◆ **Collected data**:
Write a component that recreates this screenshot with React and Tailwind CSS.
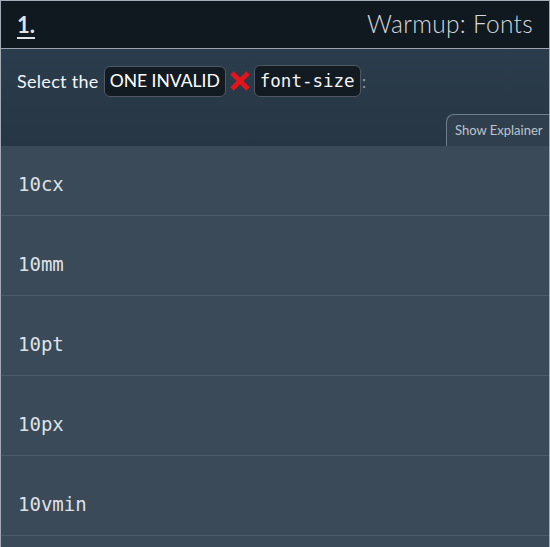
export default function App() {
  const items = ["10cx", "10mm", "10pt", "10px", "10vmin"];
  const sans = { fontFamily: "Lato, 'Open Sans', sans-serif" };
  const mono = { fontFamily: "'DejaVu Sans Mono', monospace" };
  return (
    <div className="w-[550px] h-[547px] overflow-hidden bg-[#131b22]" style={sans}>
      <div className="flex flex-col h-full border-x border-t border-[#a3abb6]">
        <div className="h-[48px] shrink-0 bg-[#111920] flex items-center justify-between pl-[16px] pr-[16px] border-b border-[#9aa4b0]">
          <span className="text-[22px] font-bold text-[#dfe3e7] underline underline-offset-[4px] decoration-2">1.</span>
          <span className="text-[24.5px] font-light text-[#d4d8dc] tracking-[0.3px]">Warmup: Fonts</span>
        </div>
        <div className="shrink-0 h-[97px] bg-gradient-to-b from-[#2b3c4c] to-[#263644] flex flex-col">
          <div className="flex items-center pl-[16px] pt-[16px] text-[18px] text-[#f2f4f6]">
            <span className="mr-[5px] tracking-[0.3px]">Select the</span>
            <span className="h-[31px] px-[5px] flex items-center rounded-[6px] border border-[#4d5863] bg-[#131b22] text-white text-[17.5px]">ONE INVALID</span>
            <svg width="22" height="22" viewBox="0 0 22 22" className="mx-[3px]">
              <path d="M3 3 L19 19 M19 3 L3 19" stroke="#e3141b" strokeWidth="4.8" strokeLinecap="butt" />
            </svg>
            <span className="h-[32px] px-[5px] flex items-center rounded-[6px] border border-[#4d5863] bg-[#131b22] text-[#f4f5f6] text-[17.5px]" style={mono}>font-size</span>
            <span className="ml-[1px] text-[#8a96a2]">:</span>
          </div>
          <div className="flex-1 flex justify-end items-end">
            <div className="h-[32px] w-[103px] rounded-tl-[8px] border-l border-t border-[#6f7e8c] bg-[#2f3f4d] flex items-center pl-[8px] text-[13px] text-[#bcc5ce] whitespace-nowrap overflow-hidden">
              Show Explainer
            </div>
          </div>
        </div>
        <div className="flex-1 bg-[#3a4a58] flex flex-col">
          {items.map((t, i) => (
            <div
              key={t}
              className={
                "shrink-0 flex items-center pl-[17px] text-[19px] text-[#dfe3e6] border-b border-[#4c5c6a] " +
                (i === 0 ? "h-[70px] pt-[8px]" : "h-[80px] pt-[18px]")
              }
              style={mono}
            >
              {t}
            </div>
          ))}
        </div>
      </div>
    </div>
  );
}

◆ **Given request**: Reproduce every line precisely as given, omitting all pictures.

◆ **Right answer**:
Write a component that recreates this screenshot with React and Tailwind CSS.
export default function App() {
  const items = ["10cx", "10mm", "10pt", "10px", "10vmin"];
  const sans = { fontFamily: "Lato, 'Open Sans', sans-serif" };
  const mono = { fontFamily: "'DejaVu Sans Mono', monospace" };
  return (
    <div className="w-[550px] h-[547px] overflow-hidden bg-[#131b22]" style={sans}>
      <div className="flex flex-col h-full border-x border-t border-[#a3abb6]">
        <div className="h-[48px] shrink-0 bg-[#111920] flex items-center justify-between pl-[16px] pr-[16px] border-b border-[#9aa4b0]">
          <span className="text-[22px] font-bold text-[#dfe3e7] underline underline-offset-[4px] decoration-2">1.</span>
          <span className="text-[24.5px] font-light text-[#d4d8dc] tracking-[0.3px]">Warmup: Fonts</span>
        </div>
        <div className="shrink-0 h-[97px] bg-gradient-to-b from-[#2b3c4c] to-[#263644] flex flex-col">
          <div className="flex items-center pl-[16px] pt-[16px] text-[18px] text-[#f2f4f6]">
            <span className="mr-[5px] tracking-[0.3px]">Select the</span>
            <span className="h-[31px] px-[5px] flex items-center rounded-[6px] border border-[#4d5863] bg-[#131b22] text-white text-[17.5px]">ONE INVALID</span>
            <svg width="22" height="22" viewBox="0 0 22 22" className="mx-[3px]">
              <path d="M3 3 L19 19 M19 3 L3 19" stroke="#e3141b" strokeWidth="4.8" strokeLinecap="butt" />
            </svg>
            <span className="h-[32px] px-[5px] flex items-center rounded-[6px] border border-[#4d5863] bg-[#131b22] text-[#f4f5f6] text-[17.5px]" style={mono}>font-size</span>
            <span className="ml-[1px] text-[#8a96a2]">:</span>
          </div>
          <div className="flex-1 flex justify-end items-end">
            <div className="h-[32px] w-[103px] rounded-tl-[8px] border-l border-t border-[#6f7e8c] bg-[#2f3f4d] flex items-center pl-[8px] text-[13px] text-[#bcc5ce] whitespace-nowrap overflow-hidden">
              Show Explainer
            </div>
          </div>
        </div>
        <div className="flex-1 bg-[#3a4a58] flex flex-col">
          {items.map((t, i) => (
            <div
              key={t}
              className={
                "shrink-0 flex items-center pl-[17px] text-[19px] text-[#dfe3e6] border-b border-[#4c5c6a] " +
                (i === 0 ? "h-[70px] pt-[8px]" : "h-[80px] pt-[18px]")
              }
              style={mono}
            >
              {t}
            </div>
          ))}
        </div>
      </div>
    </div>
  );
}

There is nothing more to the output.